>> Begin

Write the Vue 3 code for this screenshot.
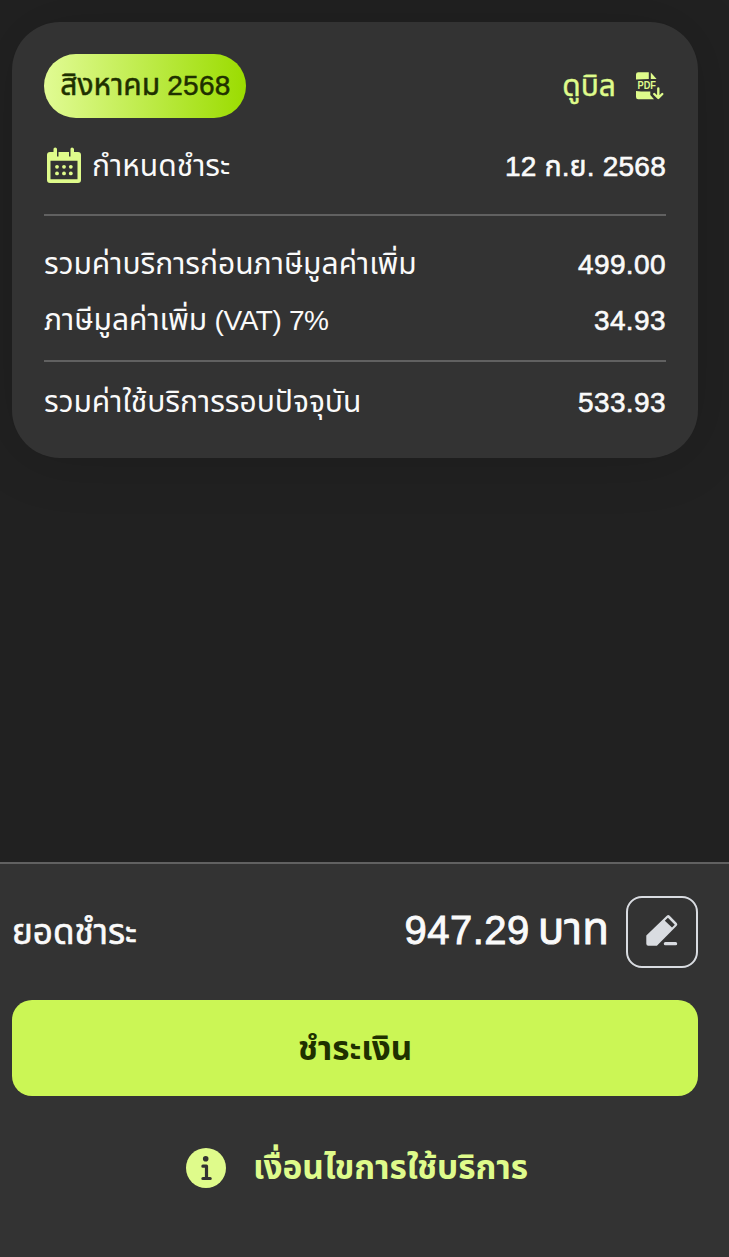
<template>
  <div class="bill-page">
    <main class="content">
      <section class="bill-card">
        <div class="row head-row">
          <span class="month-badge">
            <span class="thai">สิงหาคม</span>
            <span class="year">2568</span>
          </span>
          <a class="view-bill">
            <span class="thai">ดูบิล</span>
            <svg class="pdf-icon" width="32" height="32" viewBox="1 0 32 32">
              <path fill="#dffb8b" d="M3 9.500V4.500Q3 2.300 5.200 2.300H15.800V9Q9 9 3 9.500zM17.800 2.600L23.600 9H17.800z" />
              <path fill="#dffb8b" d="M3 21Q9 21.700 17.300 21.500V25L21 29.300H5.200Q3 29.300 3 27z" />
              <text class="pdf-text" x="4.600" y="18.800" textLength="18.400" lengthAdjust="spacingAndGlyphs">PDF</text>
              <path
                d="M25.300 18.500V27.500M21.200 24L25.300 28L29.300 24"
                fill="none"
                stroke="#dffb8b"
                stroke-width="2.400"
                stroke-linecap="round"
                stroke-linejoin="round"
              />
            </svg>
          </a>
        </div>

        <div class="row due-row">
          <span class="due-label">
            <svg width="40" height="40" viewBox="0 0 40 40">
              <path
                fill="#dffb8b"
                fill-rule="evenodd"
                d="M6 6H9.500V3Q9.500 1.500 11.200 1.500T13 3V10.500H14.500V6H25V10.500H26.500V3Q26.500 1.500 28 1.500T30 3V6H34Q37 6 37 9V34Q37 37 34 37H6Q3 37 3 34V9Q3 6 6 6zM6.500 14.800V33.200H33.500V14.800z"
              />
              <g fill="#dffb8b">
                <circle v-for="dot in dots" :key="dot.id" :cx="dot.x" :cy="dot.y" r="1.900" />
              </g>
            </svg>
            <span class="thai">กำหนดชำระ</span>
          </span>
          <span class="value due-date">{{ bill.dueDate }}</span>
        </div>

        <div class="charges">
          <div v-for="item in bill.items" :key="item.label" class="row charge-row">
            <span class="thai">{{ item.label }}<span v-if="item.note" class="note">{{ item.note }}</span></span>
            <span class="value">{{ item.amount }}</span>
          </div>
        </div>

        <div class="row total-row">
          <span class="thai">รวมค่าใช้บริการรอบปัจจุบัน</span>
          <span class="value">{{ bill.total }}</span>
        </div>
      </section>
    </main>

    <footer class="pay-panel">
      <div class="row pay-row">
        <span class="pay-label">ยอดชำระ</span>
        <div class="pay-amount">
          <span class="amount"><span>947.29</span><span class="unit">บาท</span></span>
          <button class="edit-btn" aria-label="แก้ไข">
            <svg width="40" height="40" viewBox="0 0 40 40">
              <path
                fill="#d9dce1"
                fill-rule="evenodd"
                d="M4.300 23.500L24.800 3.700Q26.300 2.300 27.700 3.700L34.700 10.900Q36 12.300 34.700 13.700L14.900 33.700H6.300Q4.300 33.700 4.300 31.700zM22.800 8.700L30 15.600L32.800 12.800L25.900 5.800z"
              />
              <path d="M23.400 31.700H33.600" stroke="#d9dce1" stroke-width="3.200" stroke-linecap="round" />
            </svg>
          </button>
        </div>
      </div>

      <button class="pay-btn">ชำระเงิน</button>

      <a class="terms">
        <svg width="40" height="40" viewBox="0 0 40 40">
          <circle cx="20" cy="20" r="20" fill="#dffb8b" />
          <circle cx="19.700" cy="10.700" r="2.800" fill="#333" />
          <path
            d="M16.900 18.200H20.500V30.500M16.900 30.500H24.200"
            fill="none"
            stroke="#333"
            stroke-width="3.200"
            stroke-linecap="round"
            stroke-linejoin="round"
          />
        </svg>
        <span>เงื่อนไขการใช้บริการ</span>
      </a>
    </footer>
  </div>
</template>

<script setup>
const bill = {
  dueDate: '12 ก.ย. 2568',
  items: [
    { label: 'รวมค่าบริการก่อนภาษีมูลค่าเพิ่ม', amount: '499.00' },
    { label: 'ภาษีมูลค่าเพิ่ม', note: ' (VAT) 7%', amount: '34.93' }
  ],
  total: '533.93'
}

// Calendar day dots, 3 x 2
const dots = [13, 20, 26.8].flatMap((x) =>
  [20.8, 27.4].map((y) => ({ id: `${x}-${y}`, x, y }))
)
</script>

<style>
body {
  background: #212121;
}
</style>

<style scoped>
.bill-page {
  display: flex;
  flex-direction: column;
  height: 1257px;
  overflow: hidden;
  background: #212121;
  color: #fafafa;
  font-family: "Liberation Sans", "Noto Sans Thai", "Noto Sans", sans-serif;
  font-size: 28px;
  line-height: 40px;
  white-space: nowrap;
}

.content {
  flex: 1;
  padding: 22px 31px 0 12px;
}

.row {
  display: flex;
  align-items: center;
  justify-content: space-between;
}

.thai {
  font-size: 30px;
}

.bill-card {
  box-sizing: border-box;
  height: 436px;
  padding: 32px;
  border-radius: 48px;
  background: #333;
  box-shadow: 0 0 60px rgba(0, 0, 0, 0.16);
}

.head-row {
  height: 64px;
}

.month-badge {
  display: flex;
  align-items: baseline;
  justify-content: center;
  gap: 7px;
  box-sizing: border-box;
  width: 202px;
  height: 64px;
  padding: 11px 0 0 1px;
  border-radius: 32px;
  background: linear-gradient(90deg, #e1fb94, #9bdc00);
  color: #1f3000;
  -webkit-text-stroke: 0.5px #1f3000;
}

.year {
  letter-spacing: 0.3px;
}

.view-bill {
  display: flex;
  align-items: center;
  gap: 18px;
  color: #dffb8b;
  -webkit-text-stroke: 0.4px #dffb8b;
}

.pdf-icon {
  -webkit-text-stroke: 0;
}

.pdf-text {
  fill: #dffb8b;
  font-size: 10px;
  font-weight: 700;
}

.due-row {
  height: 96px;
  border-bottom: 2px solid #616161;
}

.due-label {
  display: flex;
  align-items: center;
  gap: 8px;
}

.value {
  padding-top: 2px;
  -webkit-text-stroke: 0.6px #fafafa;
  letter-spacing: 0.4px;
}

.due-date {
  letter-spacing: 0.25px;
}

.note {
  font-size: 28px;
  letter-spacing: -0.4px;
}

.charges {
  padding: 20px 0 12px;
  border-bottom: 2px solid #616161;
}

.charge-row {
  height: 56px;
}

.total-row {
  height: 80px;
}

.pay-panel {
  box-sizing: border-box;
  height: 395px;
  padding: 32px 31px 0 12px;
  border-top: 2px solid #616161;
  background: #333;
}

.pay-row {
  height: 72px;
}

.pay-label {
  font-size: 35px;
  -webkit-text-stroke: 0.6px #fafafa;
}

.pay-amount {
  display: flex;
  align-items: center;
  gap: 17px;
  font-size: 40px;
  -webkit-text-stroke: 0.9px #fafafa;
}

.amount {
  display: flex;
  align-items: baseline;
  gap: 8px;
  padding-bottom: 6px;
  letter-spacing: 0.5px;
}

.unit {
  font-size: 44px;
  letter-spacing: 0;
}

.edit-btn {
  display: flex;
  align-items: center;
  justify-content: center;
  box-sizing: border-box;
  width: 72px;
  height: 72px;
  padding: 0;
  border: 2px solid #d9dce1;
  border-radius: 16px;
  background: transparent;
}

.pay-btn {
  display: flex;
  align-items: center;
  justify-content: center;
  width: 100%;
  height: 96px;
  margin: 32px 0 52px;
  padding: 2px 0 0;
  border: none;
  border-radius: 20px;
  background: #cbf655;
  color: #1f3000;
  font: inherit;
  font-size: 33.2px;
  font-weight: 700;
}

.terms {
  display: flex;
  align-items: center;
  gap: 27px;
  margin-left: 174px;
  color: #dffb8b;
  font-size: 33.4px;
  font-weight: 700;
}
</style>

>> End

» **Objective**
Word for word, quote the lines above. Omit the pictures.

» **Worked solution**
Write the Vue 3 code for this screenshot.
<template>
  <div class="bill-page">
    <main class="content">
      <section class="bill-card">
        <div class="row head-row">
          <span class="month-badge">
            <span class="thai">สิงหาคม</span>
            <span class="year">2568</span>
          </span>
          <a class="view-bill">
            <span class="thai">ดูบิล</span>
            <svg class="pdf-icon" width="32" height="32" viewBox="1 0 32 32">
              <path fill="#dffb8b" d="M3 9.500V4.500Q3 2.300 5.200 2.300H15.800V9Q9 9 3 9.500zM17.800 2.600L23.600 9H17.800z" />
              <path fill="#dffb8b" d="M3 21Q9 21.700 17.300 21.500V25L21 29.300H5.200Q3 29.300 3 27z" />
              <text class="pdf-text" x="4.600" y="18.800" textLength="18.400" lengthAdjust="spacingAndGlyphs">PDF</text>
              <path
                d="M25.300 18.500V27.500M21.200 24L25.300 28L29.300 24"
                fill="none"
                stroke="#dffb8b"
                stroke-width="2.400"
                stroke-linecap="round"
                stroke-linejoin="round"
              />
            </svg>
          </a>
        </div>

        <div class="row due-row">
          <span class="due-label">
            <svg width="40" height="40" viewBox="0 0 40 40">
              <path
                fill="#dffb8b"
                fill-rule="evenodd"
                d="M6 6H9.500V3Q9.500 1.500 11.200 1.500T13 3V10.500H14.500V6H25V10.500H26.500V3Q26.500 1.500 28 1.500T30 3V6H34Q37 6 37 9V34Q37 37 34 37H6Q3 37 3 34V9Q3 6 6 6zM6.500 14.800V33.200H33.500V14.800z"
              />
              <g fill="#dffb8b">
                <circle v-for="dot in dots" :key="dot.id" :cx="dot.x" :cy="dot.y" r="1.900" />
              </g>
            </svg>
            <span class="thai">กำหนดชำระ</span>
          </span>
          <span class="value due-date">{{ bill.dueDate }}</span>
        </div>

        <div class="charges">
          <div v-for="item in bill.items" :key="item.label" class="row charge-row">
            <span class="thai">{{ item.label }}<span v-if="item.note" class="note">{{ item.note }}</span></span>
            <span class="value">{{ item.amount }}</span>
          </div>
        </div>

        <div class="row total-row">
          <span class="thai">รวมค่าใช้บริการรอบปัจจุบัน</span>
          <span class="value">{{ bill.total }}</span>
        </div>
      </section>
    </main>

    <footer class="pay-panel">
      <div class="row pay-row">
        <span class="pay-label">ยอดชำระ</span>
        <div class="pay-amount">
          <span class="amount"><span>947.29</span><span class="unit">บาท</span></span>
          <button class="edit-btn" aria-label="แก้ไข">
            <svg width="40" height="40" viewBox="0 0 40 40">
              <path
                fill="#d9dce1"
                fill-rule="evenodd"
                d="M4.300 23.500L24.800 3.700Q26.300 2.300 27.700 3.700L34.700 10.900Q36 12.300 34.700 13.700L14.900 33.700H6.300Q4.300 33.700 4.300 31.700zM22.800 8.700L30 15.600L32.800 12.800L25.900 5.800z"
              />
              <path d="M23.400 31.700H33.600" stroke="#d9dce1" stroke-width="3.200" stroke-linecap="round" />
            </svg>
          </button>
        </div>
      </div>

      <button class="pay-btn">ชำระเงิน</button>

      <a class="terms">
        <svg width="40" height="40" viewBox="0 0 40 40">
          <circle cx="20" cy="20" r="20" fill="#dffb8b" />
          <circle cx="19.700" cy="10.700" r="2.800" fill="#333" />
          <path
            d="M16.900 18.200H20.500V30.500M16.900 30.500H24.200"
            fill="none"
            stroke="#333"
            stroke-width="3.200"
            stroke-linecap="round"
            stroke-linejoin="round"
          />
        </svg>
        <span>เงื่อนไขการใช้บริการ</span>
      </a>
    </footer>
  </div>
</template>

<script setup>
const bill = {
  dueDate: '12 ก.ย. 2568',
  items: [
    { label: 'รวมค่าบริการก่อนภาษีมูลค่าเพิ่ม', amount: '499.00' },
    { label: 'ภาษีมูลค่าเพิ่ม', note: ' (VAT) 7%', amount: '34.93' }
  ],
  total: '533.93'
}

// Calendar day dots, 3 x 2
const dots = [13, 20, 26.8].flatMap((x) =>
  [20.8, 27.4].map((y) => ({ id: `${x}-${y}`, x, y }))
)
</script>

<style>
body {
  background: #212121;
}
</style>

<style scoped>
.bill-page {
  display: flex;
  flex-direction: column;
  height: 1257px;
  overflow: hidden;
  background: #212121;
  color: #fafafa;
  font-family: "Liberation Sans", "Noto Sans Thai", "Noto Sans", sans-serif;
  font-size: 28px;
  line-height: 40px;
  white-space: nowrap;
}

.content {
  flex: 1;
  padding: 22px 31px 0 12px;
}

.row {
  display: flex;
  align-items: center;
  justify-content: space-between;
}

.thai {
  font-size: 30px;
}

.bill-card {
  box-sizing: border-box;
  height: 436px;
  padding: 32px;
  border-radius: 48px;
  background: #333;
  box-shadow: 0 0 60px rgba(0, 0, 0, 0.16);
}

.head-row {
  height: 64px;
}

.month-badge {
  display: flex;
  align-items: baseline;
  justify-content: center;
  gap: 7px;
  box-sizing: border-box;
  width: 202px;
  height: 64px;
  padding: 11px 0 0 1px;
  border-radius: 32px;
  background: linear-gradient(90deg, #e1fb94, #9bdc00);
  color: #1f3000;
  -webkit-text-stroke: 0.5px #1f3000;
}

.year {
  letter-spacing: 0.3px;
}

.view-bill {
  display: flex;
  align-items: center;
  gap: 18px;
  color: #dffb8b;
  -webkit-text-stroke: 0.4px #dffb8b;
}

.pdf-icon {
  -webkit-text-stroke: 0;
}

.pdf-text {
  fill: #dffb8b;
  font-size: 10px;
  font-weight: 700;
}

.due-row {
  height: 96px;
  border-bottom: 2px solid #616161;
}

.due-label {
  display: flex;
  align-items: center;
  gap: 8px;
}

.value {
  padding-top: 2px;
  -webkit-text-stroke: 0.6px #fafafa;
  letter-spacing: 0.4px;
}

.due-date {
  letter-spacing: 0.25px;
}

.note {
  font-size: 28px;
  letter-spacing: -0.4px;
}

.charges {
  padding: 20px 0 12px;
  border-bottom: 2px solid #616161;
}

.charge-row {
  height: 56px;
}

.total-row {
  height: 80px;
}

.pay-panel {
  box-sizing: border-box;
  height: 395px;
  padding: 32px 31px 0 12px;
  border-top: 2px solid #616161;
  background: #333;
}

.pay-row {
  height: 72px;
}

.pay-label {
  font-size: 35px;
  -webkit-text-stroke: 0.6px #fafafa;
}

.pay-amount {
  display: flex;
  align-items: center;
  gap: 17px;
  font-size: 40px;
  -webkit-text-stroke: 0.9px #fafafa;
}

.amount {
  display: flex;
  align-items: baseline;
  gap: 8px;
  padding-bottom: 6px;
  letter-spacing: 0.5px;
}

.unit {
  font-size: 44px;
  letter-spacing: 0;
}

.edit-btn {
  display: flex;
  align-items: center;
  justify-content: center;
  box-sizing: border-box;
  width: 72px;
  height: 72px;
  padding: 0;
  border: 2px solid #d9dce1;
  border-radius: 16px;
  background: transparent;
}

.pay-btn {
  display: flex;
  align-items: center;
  justify-content: center;
  width: 100%;
  height: 96px;
  margin: 32px 0 52px;
  padding: 2px 0 0;
  border: none;
  border-radius: 20px;
  background: #cbf655;
  color: #1f3000;
  font: inherit;
  font-size: 33.2px;
  font-weight: 700;
}

.terms {
  display: flex;
  align-items: center;
  gap: 27px;
  margin-left: 174px;
  color: #dffb8b;
  font-size: 33.4px;
  font-weight: 700;
}
</style>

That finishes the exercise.